When the John Locke Foundation first came on the scene, Art Pope based his operation on the Heritage Foundation. The organization stayed out of the fray of partisan politics while pushing conservative ideas into the mainstream. I thought most of their ideas were bad for North Carolina and I still do, but John Hood, the co-founder and first president of JLF, spent most of his energy making a case for a conservative agenda to opinion leaders and politicians on both sides of the aisle. 

While JLF maintained its relatively staid roots, Pope developed Civitas to be the more aggressively partisan organization. Locke developed the ideas and made the case in newspapers, periodicals, at seminars, and in university classrooms, Civitas took the fight to the campaign arena. The division gave Locke credibility to cross party lines. 

As much as I’ve disagreed with them and even been angered by their ideas, there was a beauty in what Art Pope and John Hood built. They saw the future and helped shape it. They imagined a conservative government in North Carolina when few people could. They established a government-in-waiting based on conservative principles and ideas. They later built a political arm to help with GOP messaging and campaigns, but JLF always stayed just above the fray, trying to win the argument instead of just the election.

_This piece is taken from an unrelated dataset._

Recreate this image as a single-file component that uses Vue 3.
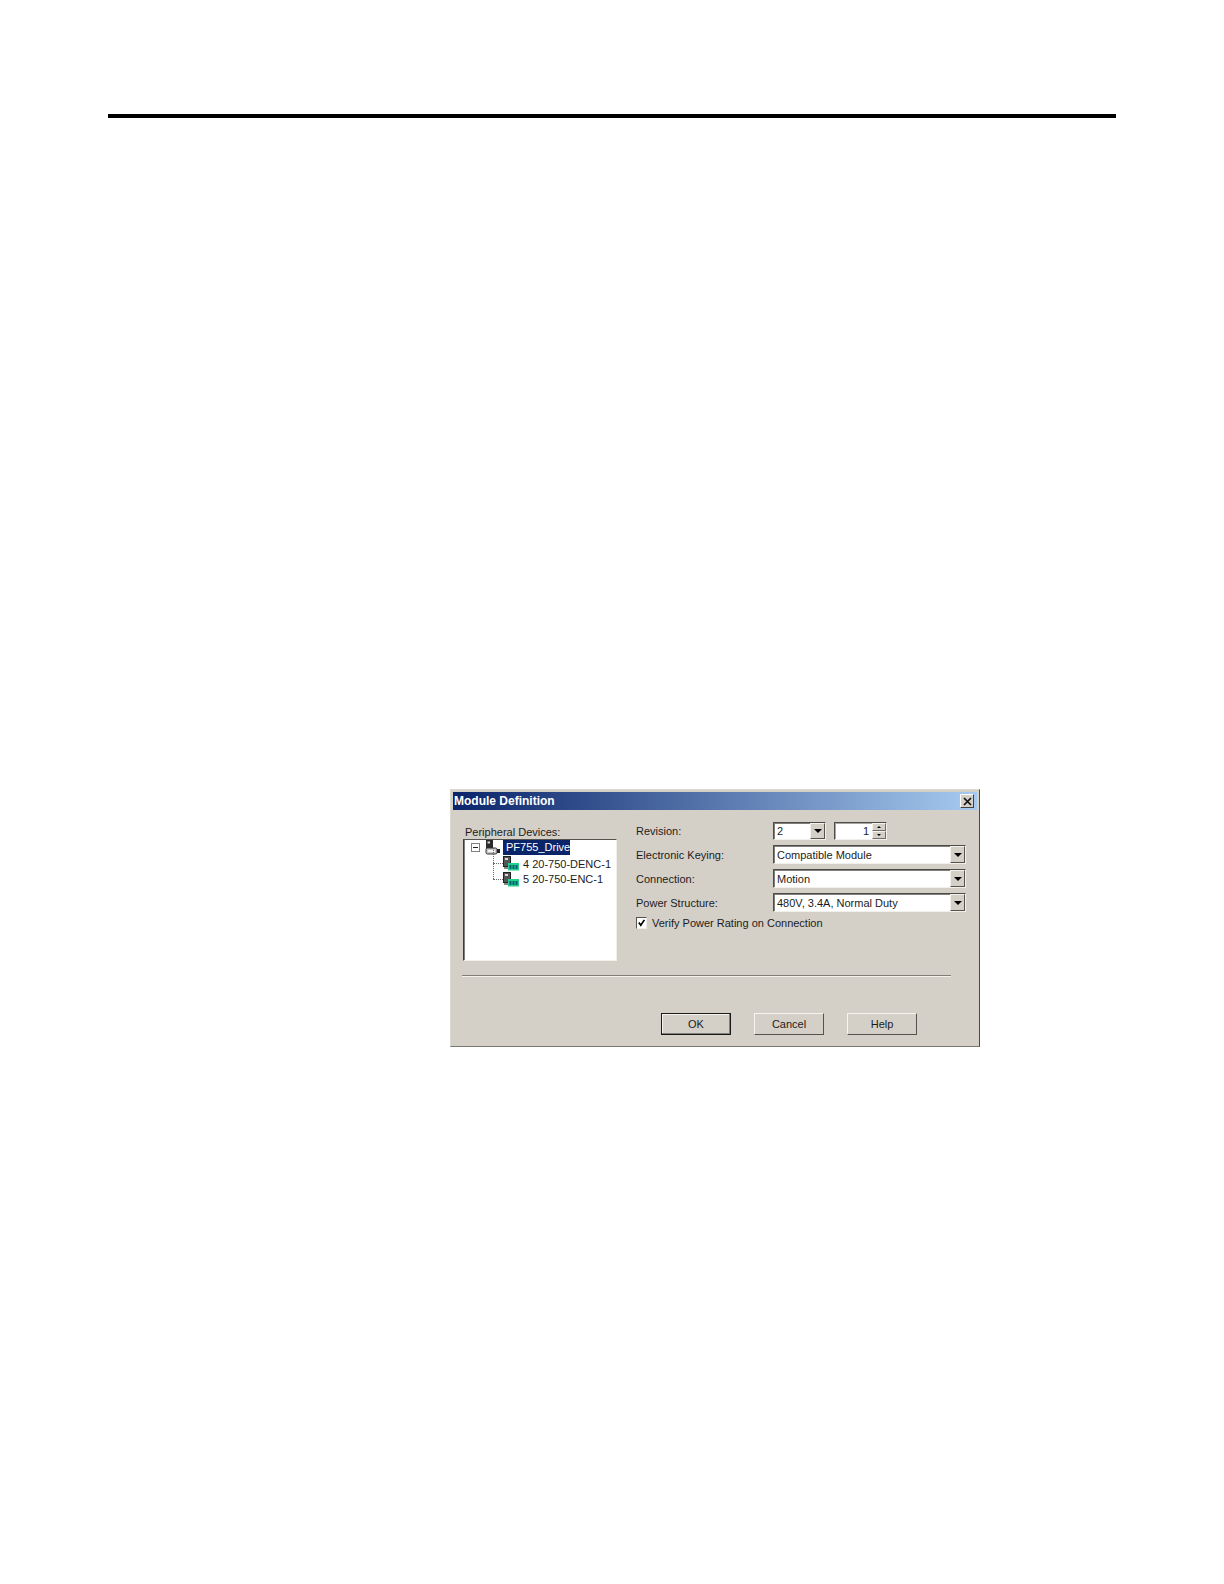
<script setup>
const children = [
  { id: 1, label: '4 20-750-DENC-1' },
  { id: 2, label: '5 20-750-ENC-1' }
]
const wideSelects = [
  { label: 'Electronic Keying:', value: 'Compatible Module' },
  { label: 'Connection:', value: 'Motion' },
  { label: 'Power Structure:', value: '480V, 3.4A, Normal Duty' }
]
const buttons = [
  { label: 'OK', primary: true },
  { label: 'Cancel', primary: false },
  { label: 'Help', primary: false }
]
</script>

<template>
  <div class="page">
    <div class="rule"></div>
    <section class="dialog">
      <header class="title">
        <span>Module Definition</span>
        <button class="close" aria-label="Close">
          <svg width="9" height="9" viewBox="0 0 9 9"><path d="M1 1l7 7M8 1L1 8" stroke="#111" stroke-width="1.7" fill="none"/></svg>
        </button>
      </header>

      <div class="body">
        <div class="left">
          <div class="tree-label">Peripheral Devices:</div>
          <div class="tree">
            <div class="root-row">
              <span class="expander"><i></i></span>
              <svg class="drive" width="15" height="15" viewBox="0 0 15 15">
                <rect x="1" y="0" width="7" height="9" fill="#2b2b2b"/>
                <rect x="2.5" y="1.5" width="2.5" height="2" fill="#d8d8d8"/>
                <rect x="1" y="8" width="11" height="6" rx="1.5" fill="#c8c8c8" stroke="#333" stroke-width="1"/>
                <rect x="3" y="10" width="7" height="2" fill="#f4f4f4"/>
                <rect x="12" y="9" width="3" height="4" fill="#222"/>
              </svg>
              <span class="selected">PF755_Drive</span>
            </div>
            <div v-for="c in children" :key="c.id" class="child-row">
              <svg class="module" width="16" height="15" viewBox="0 0 16 15">
                <rect x="0.5" y="0.5" width="7" height="10" fill="#555" stroke="#222"/>
                <rect x="2" y="2" width="3" height="2" fill="#d8d8d8"/>
                <rect x="1" y="11" width="6" height="2" fill="#888"/>
                <rect x="5" y="7" width="11" height="7.5" fill="#22d08a"/>
                <rect x="6.5" y="9" width="2" height="4" fill="#0b5a78"/>
                <rect x="9.5" y="9" width="2" height="4" fill="#0b5a78"/>
                <rect x="12.5" y="9" width="2" height="4" fill="#0b5a78"/>
              </svg>
              <span>{{ c.label }}</span>
            </div>
          </div>
        </div>

        <div class="right">
          <label class="field-label">Revision:</label>
          <div class="revision">
            <div class="select small">
              <span class="value">2</span>
              <span class="arrow-btn"><i class="arrow"></i></span>
            </div>
            <div class="spinner">
              <span class="spin-value">1</span>
              <span class="spin-btns">
                <span class="spin-btn"><i class="mini up"></i></span>
                <span class="spin-btn"><i class="mini down"></i></span>
              </span>
            </div>
          </div>

          <template v-for="s in wideSelects" :key="s.label">
            <label class="field-label">{{ s.label }}</label>
            <div class="select">
              <span class="value">{{ s.value }}</span>
              <span class="arrow-btn"><i class="arrow"></i></span>
            </div>
          </template>

          <div class="check-row">
            <span class="check">
              <svg width="10" height="10" viewBox="0 0 10 10"><path d="M2 4.5l2.2 3L8.2 1.5" stroke="#000" stroke-width="1.9" fill="none"/></svg>
            </span>
            <span>Verify Power Rating on Connection</span>
          </div>
        </div>
      </div>

      <div class="separator"></div>

      <footer class="actions">
        <button v-for="b in buttons" :key="b.label" class="btn" :class="{ primary: b.primary }">{{ b.label }}</button>
      </footer>
    </section>
  </div>
</template>

<style>
html, body { background: #ffffff; }
</style>

<style scoped>
.page {
  width: 1224px;
  height: 1584px;
  padding-top: 114px;
  box-sizing: border-box;
  background: #fff;
  overflow: hidden;
  font-family: "Liberation Sans", Arial, sans-serif;
  font-size: 11px;
  color: #1c1c1c;
}
.rule {
  width: 1008px;
  height: 4px;
  margin-left: 108px;
  background: #000;
}
.dialog {
  width: 530px;
  height: 258px;
  margin: 671px 0 0 450px;
  box-sizing: border-box;
  padding: 2px;
  background: #d4d0c8;
  border-top: 1px solid #dcd9cf;
  border-left: 1px solid #dcd9cf;
  border-right: 1px solid #4a4a46;
  border-bottom: 1px solid #77766f;
}
.title {
  height: 18px;
  display: flex;
  align-items: center;
  justify-content: space-between;
  padding: 0 2px 0 1px;
  background: linear-gradient(90deg, #0a246a, #a6caf0);
  color: #fff;
  font-weight: bold;
  font-size: 12px;
}
.close {
  width: 14px;
  height: 14px;
  margin-right: 1px;
  padding: 0;
  display: flex;
  align-items: center;
  justify-content: center;
  background: #d4d0c8;
  border: 1px solid;
  border-color: #fff #404040 #404040 #fff;
}
.body {
  display: flex;
  gap: 19px;
  padding: 12px 0 0 10px;
  height: 151px;
  box-sizing: border-box;
}
.left {
  width: 154px;
  padding-top: 3px;
}
.tree-label {
  height: 14px;
  line-height: 14px;
  padding-left: 2px;
  white-space: nowrap;
}
.tree {
  height: 122px;
  box-sizing: border-box;
  background: #fff;
  border: 1px solid;
  border-color: #55534e #f2f0ea #f2f0ea #3c3b38;
  box-shadow: inset 1px 0 0 #808080;
}
.root-row {
  display: flex;
  align-items: center;
  height: 15px;
  padding-left: 7px;
  margin-bottom: 1px;
}
.expander {
  width: 9px;
  height: 9px;
  box-sizing: border-box;
  border: 1px solid #808080;
  display: flex;
  align-items: center;
  justify-content: center;
}
.expander i {
  width: 5px;
  height: 1px;
  background: #222;
}
.drive {
  margin-left: 5px;
}
.selected {
  margin-left: 3px;
  width: 67px;
  height: 15px;
  line-height: 15px;
  padding-left: 3px;
  box-sizing: border-box;
  background: #0a246a;
  color: #fff;
  white-space: nowrap;
}
.child-row {
  position: relative;
  display: flex;
  align-items: center;
  gap: 4px;
  height: 15.5px;
  margin-left: 39px;
  white-space: nowrap;
}
.child-row::before {
  content: "";
  position: absolute;
  left: -10px;
  top: 7px;
  width: 10px;
  border-top: 1px dotted #666;
}
.child-row::after {
  content: "";
  position: absolute;
  left: -10px;
  top: -8px;
  height: 15px;
  border-left: 1px dotted #666;
}
.right {
  width: 330px;
  display: grid;
  grid-template-columns: 137px 193px;
  grid-template-rows: 18px 19px 19px 19px 12px;
  row-gap: 5px;
  align-items: center;
}
.field-label {
  white-space: nowrap;
}
.revision {
  display: flex;
  gap: 8px;
  height: 18px;
}
.select, .spinner {
  height: 100%;
  box-sizing: border-box;
  display: flex;
  align-items: center;
  background: #fff;
  border: 1px solid;
  border-color: #4d4c48 #f2f0ea #f2f0ea #4d4c48;
  box-shadow: inset 1px 1px 0 #807e78;
}
.select {
  justify-content: space-between;
}
.select.small {
  width: 53px;
}
.value {
  padding-left: 3px;
  white-space: nowrap;
}
.arrow-btn {
  width: 15px;
  height: 100%;
  box-sizing: border-box;
  display: flex;
  align-items: center;
  justify-content: center;
  background: #d4d0c8;
  border: 1px solid;
  border-color: #f4f2ec #55534e #55534e #f4f2ec;
}
.arrow {
  width: 0;
  height: 0;
  border-left: 4px solid transparent;
  border-right: 4px solid transparent;
  border-top: 4px solid #000;
}
.spinner {
  width: 53px;
  justify-content: flex-end;
  box-shadow: inset 1px 1px 0 #a8a69f;
}
.spin-value {
  padding-right: 3px;
}
.spin-btns {
  width: 14px;
  height: 100%;
  display: flex;
  flex-direction: column;
}
.spin-btn {
  flex: 1;
  display: flex;
  align-items: center;
  justify-content: center;
  background: #d4d0c8;
  border: 1px solid;
  border-color: #f4f2ec #706e68 #706e68 #f4f2ec;
}
.mini {
  width: 0;
  height: 0;
  border-left: 2px solid transparent;
  border-right: 2px solid transparent;
}
.mini.up { border-bottom: 2px solid #000; }
.mini.down { border-top: 2px solid #000; }
.check-row {
  grid-column: 1 / -1;
  display: flex;
  align-items: center;
  gap: 5px;
  white-space: nowrap;
}
.check {
  width: 11px;
  height: 12px;
  box-sizing: border-box;
  display: flex;
  align-items: center;
  justify-content: center;
  background: #fff;
  border: 1px solid;
  border-color: #55534e #eeece6 #eeece6 #55534e;
}
.separator {
  width: 489px;
  height: 2px;
  margin: 14px 0 0 9px;
  box-sizing: border-box;
  border-top: 1px solid #807e78;
  border-bottom: 1px solid #f4f2ec;
}
.actions {
  display: flex;
  gap: 23px;
  margin-top: 36px;
  padding-left: 208px;
}
.btn {
  width: 70px;
  height: 22px;
  padding: 0;
  box-sizing: border-box;
  font-family: "Liberation Sans", Arial, sans-serif;
  font-size: 11px;
  color: #1c1c1c;
  background: #d4d0c8;
  border: 1px solid;
  border-color: #f6f4ee #55534e #55534e #f6f4ee;
}
.btn.primary {
  border-color: #1a1a1a;
  box-shadow: inset -1px -1px 0 #807e78, inset 1px 1px 0 #f6f4ee;
}
</style>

What’s happened to the Locke Foundation is part of what’s wrong with our politics today. The merger of JLF and Civitas shows that tribalism, not ideas, has won. Cooke is not an intellectual or thought leader. She’s a partisan hack, scoring points on Twitter instead of promoting intriguing, if mostly wrong-headed, ideas. At a time when we need people with the political courage to stand up to extremes, the Locke Foundation is offering cover to Trumpists and others who have largely destroyed the conservative movement in favor of reactionary populism. While they could have used their influence to defend conservative principles like the rule of law and respect for institutions, they are pandering to the GOP’s ignorant base to keep them both ignorant and angry.  What a shame.